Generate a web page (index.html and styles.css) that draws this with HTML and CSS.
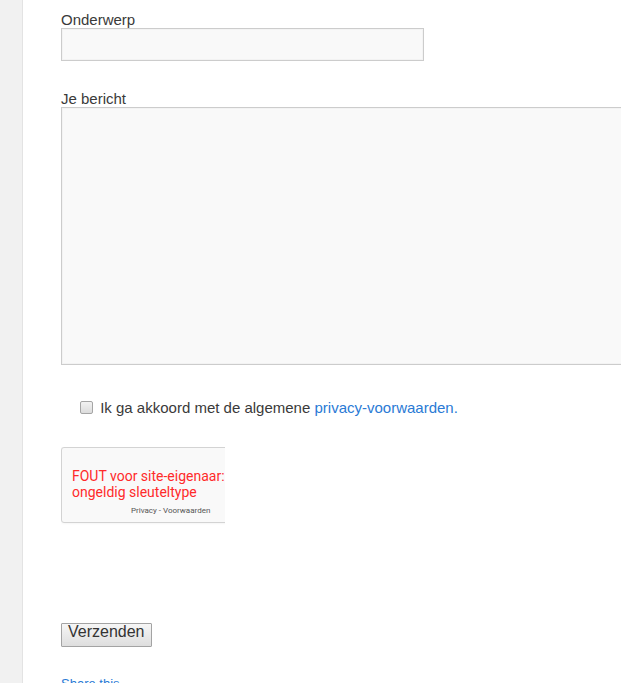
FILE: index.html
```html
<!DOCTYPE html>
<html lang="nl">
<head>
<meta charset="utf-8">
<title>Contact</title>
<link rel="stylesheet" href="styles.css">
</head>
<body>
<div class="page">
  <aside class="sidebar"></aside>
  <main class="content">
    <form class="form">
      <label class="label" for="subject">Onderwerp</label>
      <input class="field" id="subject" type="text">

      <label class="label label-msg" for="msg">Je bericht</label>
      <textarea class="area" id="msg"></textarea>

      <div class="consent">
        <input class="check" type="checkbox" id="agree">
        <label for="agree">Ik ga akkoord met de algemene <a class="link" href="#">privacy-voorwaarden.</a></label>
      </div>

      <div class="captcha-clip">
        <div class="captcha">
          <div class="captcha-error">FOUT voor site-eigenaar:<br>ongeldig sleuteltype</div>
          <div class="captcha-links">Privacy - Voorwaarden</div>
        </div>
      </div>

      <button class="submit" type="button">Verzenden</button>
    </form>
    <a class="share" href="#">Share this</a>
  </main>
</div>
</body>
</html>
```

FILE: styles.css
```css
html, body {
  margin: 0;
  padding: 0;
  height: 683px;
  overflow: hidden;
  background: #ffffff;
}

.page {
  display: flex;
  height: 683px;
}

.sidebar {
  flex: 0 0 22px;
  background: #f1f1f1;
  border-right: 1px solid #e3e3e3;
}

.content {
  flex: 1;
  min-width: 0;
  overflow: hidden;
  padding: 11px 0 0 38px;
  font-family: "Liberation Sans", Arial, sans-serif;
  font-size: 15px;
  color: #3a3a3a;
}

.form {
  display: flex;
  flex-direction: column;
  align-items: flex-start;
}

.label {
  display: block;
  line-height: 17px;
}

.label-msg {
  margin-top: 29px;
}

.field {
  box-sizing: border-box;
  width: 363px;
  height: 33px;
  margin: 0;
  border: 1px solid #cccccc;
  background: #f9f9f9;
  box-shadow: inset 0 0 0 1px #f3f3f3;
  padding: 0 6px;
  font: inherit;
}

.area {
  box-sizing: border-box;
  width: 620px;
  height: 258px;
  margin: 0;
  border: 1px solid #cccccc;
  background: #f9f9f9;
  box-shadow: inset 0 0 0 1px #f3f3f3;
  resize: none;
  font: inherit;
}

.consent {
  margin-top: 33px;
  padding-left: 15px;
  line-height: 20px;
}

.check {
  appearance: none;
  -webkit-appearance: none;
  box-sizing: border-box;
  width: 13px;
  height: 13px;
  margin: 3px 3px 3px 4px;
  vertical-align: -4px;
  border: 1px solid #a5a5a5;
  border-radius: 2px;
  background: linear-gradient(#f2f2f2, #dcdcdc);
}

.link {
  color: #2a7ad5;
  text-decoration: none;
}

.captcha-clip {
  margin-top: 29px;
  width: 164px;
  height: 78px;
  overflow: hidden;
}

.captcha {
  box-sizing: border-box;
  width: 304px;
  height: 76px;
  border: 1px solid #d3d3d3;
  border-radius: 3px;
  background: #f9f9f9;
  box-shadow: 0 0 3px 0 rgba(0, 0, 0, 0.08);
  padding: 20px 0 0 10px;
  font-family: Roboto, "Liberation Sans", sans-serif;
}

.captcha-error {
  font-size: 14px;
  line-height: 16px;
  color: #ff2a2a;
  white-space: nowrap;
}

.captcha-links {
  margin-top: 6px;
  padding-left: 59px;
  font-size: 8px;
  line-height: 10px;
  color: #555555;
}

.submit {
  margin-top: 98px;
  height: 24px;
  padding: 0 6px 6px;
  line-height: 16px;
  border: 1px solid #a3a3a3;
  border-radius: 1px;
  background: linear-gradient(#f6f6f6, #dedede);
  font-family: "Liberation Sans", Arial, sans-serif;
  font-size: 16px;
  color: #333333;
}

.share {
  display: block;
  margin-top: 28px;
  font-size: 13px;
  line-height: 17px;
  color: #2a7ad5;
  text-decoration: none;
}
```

________________

» Goal
Retype everything in the material word for word, minus pictures.

» Correct response
Generate a web page (index.html and styles.css) that draws this with HTML and CSS.
FILE: index.html
```html
<!DOCTYPE html>
<html lang="nl">
<head>
<meta charset="utf-8">
<title>Contact</title>
<link rel="stylesheet" href="styles.css">
</head>
<body>
<div class="page">
  <aside class="sidebar"></aside>
  <main class="content">
    <form class="form">
      <label class="label" for="subject">Onderwerp</label>
      <input class="field" id="subject" type="text">

      <label class="label label-msg" for="msg">Je bericht</label>
      <textarea class="area" id="msg"></textarea>

      <div class="consent">
        <input class="check" type="checkbox" id="agree">
        <label for="agree">Ik ga akkoord met de algemene <a class="link" href="#">privacy-voorwaarden.</a></label>
      </div>

      <div class="captcha-clip">
        <div class="captcha">
          <div class="captcha-error">FOUT voor site-eigenaar:<br>ongeldig sleuteltype</div>
          <div class="captcha-links">Privacy - Voorwaarden</div>
        </div>
      </div>

      <button class="submit" type="button">Verzenden</button>
    </form>
    <a class="share" href="#">Share this</a>
  </main>
</div>
</body>
</html>
```

FILE: styles.css
```css
html, body {
  margin: 0;
  padding: 0;
  height: 683px;
  overflow: hidden;
  background: #ffffff;
}

.page {
  display: flex;
  height: 683px;
}

.sidebar {
  flex: 0 0 22px;
  background: #f1f1f1;
  border-right: 1px solid #e3e3e3;
}

.content {
  flex: 1;
  min-width: 0;
  overflow: hidden;
  padding: 11px 0 0 38px;
  font-family: "Liberation Sans", Arial, sans-serif;
  font-size: 15px;
  color: #3a3a3a;
}

.form {
  display: flex;
  flex-direction: column;
  align-items: flex-start;
}

.label {
  display: block;
  line-height: 17px;
}

.label-msg {
  margin-top: 29px;
}

.field {
  box-sizing: border-box;
  width: 363px;
  height: 33px;
  margin: 0;
  border: 1px solid #cccccc;
  background: #f9f9f9;
  box-shadow: inset 0 0 0 1px #f3f3f3;
  padding: 0 6px;
  font: inherit;
}

.area {
  box-sizing: border-box;
  width: 620px;
  height: 258px;
  margin: 0;
  border: 1px solid #cccccc;
  background: #f9f9f9;
  box-shadow: inset 0 0 0 1px #f3f3f3;
  resize: none;
  font: inherit;
}

.consent {
  margin-top: 33px;
  padding-left: 15px;
  line-height: 20px;
}

.check {
  appearance: none;
  -webkit-appearance: none;
  box-sizing: border-box;
  width: 13px;
  height: 13px;
  margin: 3px 3px 3px 4px;
  vertical-align: -4px;
  border: 1px solid #a5a5a5;
  border-radius: 2px;
  background: linear-gradient(#f2f2f2, #dcdcdc);
}

.link {
  color: #2a7ad5;
  text-decoration: none;
}

.captcha-clip {
  margin-top: 29px;
  width: 164px;
  height: 78px;
  overflow: hidden;
}

.captcha {
  box-sizing: border-box;
  width: 304px;
  height: 76px;
  border: 1px solid #d3d3d3;
  border-radius: 3px;
  background: #f9f9f9;
  box-shadow: 0 0 3px 0 rgba(0, 0, 0, 0.08);
  padding: 20px 0 0 10px;
  font-family: Roboto, "Liberation Sans", sans-serif;
}

.captcha-error {
  font-size: 14px;
  line-height: 16px;
  color: #ff2a2a;
  white-space: nowrap;
}

.captcha-links {
  margin-top: 6px;
  padding-left: 59px;
  font-size: 8px;
  line-height: 10px;
  color: #555555;
}

.submit {
  margin-top: 98px;
  height: 24px;
  padding: 0 6px 6px;
  line-height: 16px;
  border: 1px solid #a3a3a3;
  border-radius: 1px;
  background: linear-gradient(#f6f6f6, #dedede);
  font-family: "Liberation Sans", Arial, sans-serif;
  font-size: 16px;
  color: #333333;
}

.share {
  display: block;
  margin-top: 28px;
  font-size: 13px;
  line-height: 17px;
  color: #2a7ad5;
  text-decoration: none;
}
```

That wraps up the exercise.